Who Are You–School 2015: Episode 8
Does a girl really have to choose between these two? Or is this some kind of cosmic reward for living through a really crappy childhood? Because in that case, can’t she keep them both? It’s enough to make you consider going back to high school. Almost.
I’m always happy to drop by and recap an episode of School 2015, because it’s currently the show I’m clamoring all week to get to, partly because of those damn cliffhangers, and partly because of the deliciously angsty love triangle. But what I really love about the show is Eun-bi, and watching her grow a spine and come into her own week after week.
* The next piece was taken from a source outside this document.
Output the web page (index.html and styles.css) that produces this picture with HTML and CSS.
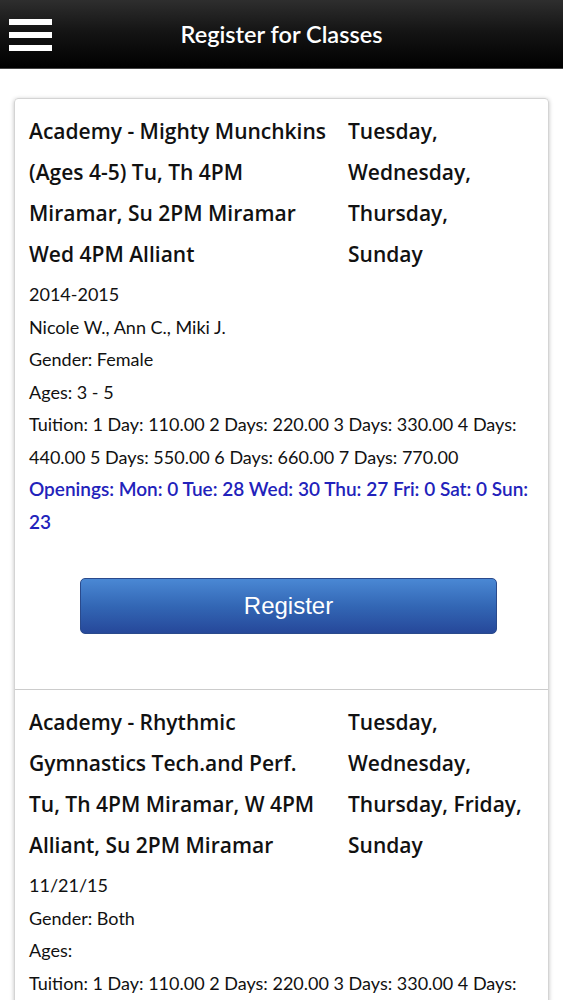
FILE: index.html
```html
<!DOCTYPE html>
<html lang="en">
<head>
  <meta charset="UTF-8" />
  <meta name="viewport" content="width=device-width, initial-scale=1.0" />
  <title>Register for Classes</title>
  <link rel="stylesheet" href="styles.css">
</head>
<body>
  <div class="header">
    <div class="menu-btn">
      <span></span>
      <span></span>
      <span></span>
    </div>
    <h1>Register for Classes</h1>
  </div>

  <div class="card">
    <div class="class-item">
      <div class="class-head">
        <div class="class-name">Academy - Mighty Munchkins (Ages 4-5) Tu, Th 4PM Miramar, Su 2PM Miramar Wed 4PM Alliant</div>
        <div class="class-days">Tuesday, Wednesday, Thursday, Sunday</div>
      </div>
      <p>2014-2015</p>
      <p>Nicole W., Ann C., Miki J.</p>
      <p>Gender: Female</p>
      <p>Ages: 3 - 5</p>
      <p>Tuition: 1 Day: 110.00 2 Days: 220.00 3 Days: 330.00 4 Days: 440.00 5 Days: 550.00 6 Days: 660.00 7 Days: 770.00</p>
      <p class="openings">Openings: Mon: 0 Tue: 28 Wed: 30 Thu: 27 Fri: 0 Sat: 0 Sun: 23</p>
      <button class="register-btn">Register</button>
    </div>

    <div class="class-item">
      <div class="class-head">
        <div class="class-name">Academy - Rhythmic Gymnastics Tech.and Perf. Tu, Th 4PM Miramar, W 4PM Alliant, Su 2PM Miramar</div>
        <div class="class-days">Tuesday, Wednesday, Thursday, Friday, Sunday</div>
      </div>
      <p>11/21/15</p>
      <p>Gender: Both</p>
      <p>Ages:</p>
      <p>Tuition: 1 Day: 110.00 2 Days: 220.00 3 Days: 330.00 4 Days: 440.00 5 Days: 550.00 6 Days: 660.00 7 Days: 770.00</p>
      <p class="openings">Openings: Mon: 0 Tue: 20 Wed: 20 Thu: 20 Fri: 0 Sat: 0 Sun: 20</p>
      <button class="register-btn">Register</button>
    </div>
  </div>
</body>
</html>
```

FILE: styles.css
```css
body {
  margin: 0;
  font-family: Lato, "Open Sans", sans-serif;
  background-color: #fff;
  color: #111;
}
.header {
  height: 69px;
  display: flex;
  align-items: center;
  justify-content: center;
  position: relative;
  background: linear-gradient(#2e2e2e, #151515 45%, #000);
  border-bottom: 1px solid #444;
  box-sizing: border-box;
}
.header h1 {
  margin: 0;
  color: #fff;
  font-size: 23.5px;
  font-weight: 600;
}
.menu-btn {
  position: absolute;
  left: 9px;
  top: 19px;
  display: flex;
  flex-direction: column;
  gap: 7px;
}
.menu-btn span {
  display: block;
  width: 43px;
  height: 6px;
  background-color: #fff;
}
.card {
  margin: 29px 14px 0;
  border: 1px solid #d4d4d4;
  border-radius: 4px;
  box-shadow: 0 1px 4px rgba(0, 0, 0, 0.25);
}
.class-item {
  padding: 12px 14px 0;
  border-bottom: 1px solid #ccc;
}
.class-head {
  display: grid;
  grid-template-columns: 300px 1fr;
  column-gap: 19px;
  margin-bottom: 3px;
  font-family: "Open Sans", Lato, sans-serif;
  font-size: 21px;
  font-weight: 600;
  line-height: 41px;
}
.class-days {
  padding-right: 10px;
}
.class-item p {
  margin: 0;
  font-size: 18px;
  line-height: 32.5px;
}
.class-item .openings {
  color: #2222bb;
  font-size: 19px;
  font-weight: 600;
}
.register-btn {
  display: block;
  width: 417px;
  height: 56px;
  margin: 40px 0 55px 51px;
  border: 1px solid #2a4a8c;
  border-radius: 5px;
  background: linear-gradient(#4a88d4, #3367b5 50%, #26489a);
  color: #fff;
  font-family: "Liberation Sans", Arial, sans-serif;
  font-size: 24px;
}
```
She isn’t Eun-byul, but she isn’t the old Eun-bi either, and the people around her are starting to realize that she isn’t what they expected at all.
SONG OF THE DAY
t Yoon Mi-rae – “너의 얘길 들어줄게” (I’ll Listen to What You Have to Say) for the School 2015 OST [ Download ]
EPISODE 8 RECAP
Eun-bi accidentally lets it slip that the scar on her arm is from learning to ride a bike at ten years old, and Yi-an corrects her that he was the one who taught her how to ride a bike. It suddenly dawns on him that this might not be Eun-byul sitting next to him, and he starts to remember all of the cryptic things Eun-bi said about wishing she’d never regain her memories.
He calls out her name and spins her around to face him: “Go Eun-byul. Eun-byul-ah. You’re… Go Eun-byul, right?” The stricken look in her eyes says everything, but when she starts to answer him, he interrupts and laughs it off shakily.
He forces a light tone and says that she’s so different lately that it’s making him think crazy thoughts. She can see him clinging to his denial for dear life, and finally lets it go.
Yi-an sits up in bed forcing down the questions swirling in his head, and Eun-bi sits in her room wondering how to reconcile her feelings. She tells Mom that she’s so happy to come home and have Mom here and go to school and have friends there, but she’s worried that her presence actually makes things harder for the people around her.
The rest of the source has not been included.